Exactly. Look, sociopaths ARE charming. That’s their main tool, that’s how they operate, otherwise who’d be foolish enough to be around them? Charming does not necessarily equal wonderful, much less good. I wouldn’t go around doing any more sleuthing, though. You already know enough to go to the authorities since he’s passing himself off as an 18 y.o. man. Let them do the footwork and scour his bills, etc. YOu just get the hell out of there. The longer you’re around him, the higher the likelihood that he will lie or con you into believing that it’s all a mistake. Listen to Elsa, call the authorities and get the hell out of there as soon as you can. Know that there is such a thing as being an accessory to a crime and who knows if he’ll end up lying or manipulating and getting you involved in this.
this is really upsetting what is wrong with the men of today there is no respect for women or young women at all. just get out and don’t stop!
my boyfriend of 5 years was very abruptly removed by the FBI in October 2005. He was sentenced in August of 2006 to 7.5 years in prison.He didn’t have a myspace account, and to my knowledge was not contacting any minors…He did however have thousands of images on his computer, a small # of videos, and he used sexually explicit photos of younger children as trading cards to get more of his preferred age group. (13-15) It has taken me a very long time to absorb all of this. I loved him with my whole heart, and he was my world. NOW, I get to wonder if the last 5 years of my life was a big fat lie, and I get to feel guilty about missing this man who lived two lives. Its hell. I feel like I should have known, I contstantly seek hindsight in this.

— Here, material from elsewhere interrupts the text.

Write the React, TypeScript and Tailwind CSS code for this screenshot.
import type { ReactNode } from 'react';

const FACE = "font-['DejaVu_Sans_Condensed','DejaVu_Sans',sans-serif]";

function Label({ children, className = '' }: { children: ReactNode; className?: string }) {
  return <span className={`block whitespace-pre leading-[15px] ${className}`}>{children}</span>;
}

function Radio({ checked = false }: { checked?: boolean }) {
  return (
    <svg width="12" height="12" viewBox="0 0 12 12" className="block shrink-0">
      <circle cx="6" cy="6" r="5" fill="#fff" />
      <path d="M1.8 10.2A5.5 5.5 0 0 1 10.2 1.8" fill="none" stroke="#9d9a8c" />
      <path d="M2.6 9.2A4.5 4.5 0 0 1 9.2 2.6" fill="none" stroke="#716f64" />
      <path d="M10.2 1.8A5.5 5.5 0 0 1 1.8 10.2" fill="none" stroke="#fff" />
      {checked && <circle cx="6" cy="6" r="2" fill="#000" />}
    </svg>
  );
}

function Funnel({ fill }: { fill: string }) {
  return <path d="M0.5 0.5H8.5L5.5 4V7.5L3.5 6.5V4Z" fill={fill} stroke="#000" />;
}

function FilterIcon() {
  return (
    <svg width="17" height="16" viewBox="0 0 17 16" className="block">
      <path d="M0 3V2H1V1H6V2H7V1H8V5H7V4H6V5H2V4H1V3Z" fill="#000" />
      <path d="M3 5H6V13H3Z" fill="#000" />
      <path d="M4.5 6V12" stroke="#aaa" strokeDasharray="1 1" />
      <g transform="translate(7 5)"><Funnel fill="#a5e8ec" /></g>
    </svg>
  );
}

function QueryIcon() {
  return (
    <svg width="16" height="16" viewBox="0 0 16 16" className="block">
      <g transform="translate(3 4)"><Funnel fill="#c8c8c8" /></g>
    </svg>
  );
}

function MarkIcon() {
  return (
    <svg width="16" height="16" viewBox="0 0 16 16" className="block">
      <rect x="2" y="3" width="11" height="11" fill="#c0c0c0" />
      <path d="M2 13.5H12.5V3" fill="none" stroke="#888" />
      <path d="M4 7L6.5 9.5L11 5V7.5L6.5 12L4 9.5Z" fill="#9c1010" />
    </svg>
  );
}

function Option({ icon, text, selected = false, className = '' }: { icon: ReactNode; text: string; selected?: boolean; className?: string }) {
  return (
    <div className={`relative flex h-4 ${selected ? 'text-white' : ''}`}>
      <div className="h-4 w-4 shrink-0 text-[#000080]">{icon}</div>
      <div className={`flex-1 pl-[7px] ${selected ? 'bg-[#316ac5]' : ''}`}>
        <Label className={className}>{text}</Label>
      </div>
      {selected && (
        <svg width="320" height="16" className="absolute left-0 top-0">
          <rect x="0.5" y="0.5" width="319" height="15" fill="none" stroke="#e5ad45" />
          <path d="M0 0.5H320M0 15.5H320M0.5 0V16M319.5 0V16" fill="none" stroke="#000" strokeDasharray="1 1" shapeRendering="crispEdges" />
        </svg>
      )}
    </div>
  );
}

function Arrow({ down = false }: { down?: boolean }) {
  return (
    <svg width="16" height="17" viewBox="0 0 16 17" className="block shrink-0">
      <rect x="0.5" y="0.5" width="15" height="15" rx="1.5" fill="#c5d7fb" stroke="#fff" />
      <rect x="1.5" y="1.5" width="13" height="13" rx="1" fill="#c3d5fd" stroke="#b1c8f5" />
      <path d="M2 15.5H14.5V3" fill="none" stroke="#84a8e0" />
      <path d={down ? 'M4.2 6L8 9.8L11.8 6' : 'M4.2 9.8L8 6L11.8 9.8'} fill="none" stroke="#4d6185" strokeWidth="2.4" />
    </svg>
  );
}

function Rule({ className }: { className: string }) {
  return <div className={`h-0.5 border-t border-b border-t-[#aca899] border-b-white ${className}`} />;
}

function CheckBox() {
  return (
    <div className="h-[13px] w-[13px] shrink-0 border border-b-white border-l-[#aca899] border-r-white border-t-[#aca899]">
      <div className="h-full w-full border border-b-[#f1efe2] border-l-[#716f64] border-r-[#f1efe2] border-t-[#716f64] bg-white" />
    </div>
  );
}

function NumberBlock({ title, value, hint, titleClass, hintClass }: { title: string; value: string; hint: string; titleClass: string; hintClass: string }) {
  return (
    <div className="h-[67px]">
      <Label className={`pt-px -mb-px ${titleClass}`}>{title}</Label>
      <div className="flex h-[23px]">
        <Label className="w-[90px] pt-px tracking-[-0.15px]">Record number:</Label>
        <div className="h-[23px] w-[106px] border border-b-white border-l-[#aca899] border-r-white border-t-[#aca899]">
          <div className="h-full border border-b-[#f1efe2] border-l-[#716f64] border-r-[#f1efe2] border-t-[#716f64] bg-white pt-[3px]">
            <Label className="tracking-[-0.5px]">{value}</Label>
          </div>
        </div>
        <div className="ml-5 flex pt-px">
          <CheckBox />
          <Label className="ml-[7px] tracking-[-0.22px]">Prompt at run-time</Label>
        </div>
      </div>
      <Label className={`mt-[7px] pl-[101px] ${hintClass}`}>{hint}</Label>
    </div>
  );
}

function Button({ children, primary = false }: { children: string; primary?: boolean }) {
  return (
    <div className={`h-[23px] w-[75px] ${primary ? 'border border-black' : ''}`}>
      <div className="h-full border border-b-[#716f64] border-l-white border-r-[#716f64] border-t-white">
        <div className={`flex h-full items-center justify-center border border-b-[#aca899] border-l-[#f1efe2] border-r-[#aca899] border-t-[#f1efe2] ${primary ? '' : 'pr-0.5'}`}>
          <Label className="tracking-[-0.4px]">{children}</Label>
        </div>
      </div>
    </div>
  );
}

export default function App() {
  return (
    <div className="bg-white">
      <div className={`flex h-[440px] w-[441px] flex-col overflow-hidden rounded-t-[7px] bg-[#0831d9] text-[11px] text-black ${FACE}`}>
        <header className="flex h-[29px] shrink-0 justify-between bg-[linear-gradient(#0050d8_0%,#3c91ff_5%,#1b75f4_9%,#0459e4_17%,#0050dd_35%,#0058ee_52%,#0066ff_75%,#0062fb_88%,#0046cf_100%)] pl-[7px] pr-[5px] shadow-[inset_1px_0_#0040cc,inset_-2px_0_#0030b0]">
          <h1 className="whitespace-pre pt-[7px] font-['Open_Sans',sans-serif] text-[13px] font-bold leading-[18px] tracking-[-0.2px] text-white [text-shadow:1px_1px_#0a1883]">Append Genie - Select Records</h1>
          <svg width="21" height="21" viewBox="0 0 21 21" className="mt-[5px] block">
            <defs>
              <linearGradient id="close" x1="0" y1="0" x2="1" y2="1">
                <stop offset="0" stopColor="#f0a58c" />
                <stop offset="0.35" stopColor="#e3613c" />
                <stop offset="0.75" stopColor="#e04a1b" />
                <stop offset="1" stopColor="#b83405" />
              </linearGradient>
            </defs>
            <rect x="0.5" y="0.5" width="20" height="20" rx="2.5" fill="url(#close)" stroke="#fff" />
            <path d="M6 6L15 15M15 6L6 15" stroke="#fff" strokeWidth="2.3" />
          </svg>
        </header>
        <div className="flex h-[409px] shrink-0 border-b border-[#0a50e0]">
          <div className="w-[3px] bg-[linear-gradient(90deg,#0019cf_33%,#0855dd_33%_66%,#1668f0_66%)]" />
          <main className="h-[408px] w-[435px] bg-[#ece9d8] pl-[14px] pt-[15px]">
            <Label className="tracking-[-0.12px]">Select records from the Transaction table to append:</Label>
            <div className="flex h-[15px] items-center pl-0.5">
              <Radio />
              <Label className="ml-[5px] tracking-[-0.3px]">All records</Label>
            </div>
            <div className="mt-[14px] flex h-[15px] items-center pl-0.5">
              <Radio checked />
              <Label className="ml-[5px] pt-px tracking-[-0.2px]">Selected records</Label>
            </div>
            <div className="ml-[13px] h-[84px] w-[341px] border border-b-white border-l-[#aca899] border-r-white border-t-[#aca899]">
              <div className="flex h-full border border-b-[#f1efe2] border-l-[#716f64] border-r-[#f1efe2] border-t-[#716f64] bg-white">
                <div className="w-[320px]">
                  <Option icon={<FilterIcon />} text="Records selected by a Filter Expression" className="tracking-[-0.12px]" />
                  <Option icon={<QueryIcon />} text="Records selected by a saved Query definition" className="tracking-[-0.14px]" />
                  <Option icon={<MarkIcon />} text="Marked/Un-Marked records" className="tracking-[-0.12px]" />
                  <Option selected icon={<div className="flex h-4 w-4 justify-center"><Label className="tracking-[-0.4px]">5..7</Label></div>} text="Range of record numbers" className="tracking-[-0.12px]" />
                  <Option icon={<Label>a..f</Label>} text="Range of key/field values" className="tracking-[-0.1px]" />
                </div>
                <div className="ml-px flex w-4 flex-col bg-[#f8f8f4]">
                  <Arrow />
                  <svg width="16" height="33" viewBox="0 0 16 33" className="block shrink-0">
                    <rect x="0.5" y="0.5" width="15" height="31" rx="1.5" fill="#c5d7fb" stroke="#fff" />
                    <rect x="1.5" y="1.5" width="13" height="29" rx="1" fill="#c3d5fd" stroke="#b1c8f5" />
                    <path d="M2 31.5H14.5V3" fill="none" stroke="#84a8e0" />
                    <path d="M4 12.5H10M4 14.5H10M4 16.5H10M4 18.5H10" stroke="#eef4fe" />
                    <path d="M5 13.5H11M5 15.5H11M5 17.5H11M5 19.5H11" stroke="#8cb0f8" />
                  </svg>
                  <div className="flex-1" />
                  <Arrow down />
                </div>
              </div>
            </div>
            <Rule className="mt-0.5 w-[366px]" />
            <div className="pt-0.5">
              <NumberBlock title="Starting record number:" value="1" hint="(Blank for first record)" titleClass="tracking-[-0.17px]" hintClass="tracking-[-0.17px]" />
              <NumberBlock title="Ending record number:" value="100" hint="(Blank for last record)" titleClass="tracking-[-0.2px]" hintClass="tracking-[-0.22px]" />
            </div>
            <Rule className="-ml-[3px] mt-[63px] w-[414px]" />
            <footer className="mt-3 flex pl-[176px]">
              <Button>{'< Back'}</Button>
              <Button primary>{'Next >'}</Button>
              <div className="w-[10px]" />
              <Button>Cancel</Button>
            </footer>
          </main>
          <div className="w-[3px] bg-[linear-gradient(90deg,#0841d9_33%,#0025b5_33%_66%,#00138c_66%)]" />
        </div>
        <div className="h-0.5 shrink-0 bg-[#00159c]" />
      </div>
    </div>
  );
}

I feel for the girl who is in love with this man who has two lives as well. They are so normal there must be some mistake is what you think. Its a terrible feeling. Who knew how many victims there would be.. Who know I’d find myself in this mental space.. Like i said, its been a while now, but I really have no respect for men anymore… I don’t trust them. Anyway, I hope this gal sees this for what it is, no matter how hard it may seem.. LISTEN to the people on the outside looking in. They are right.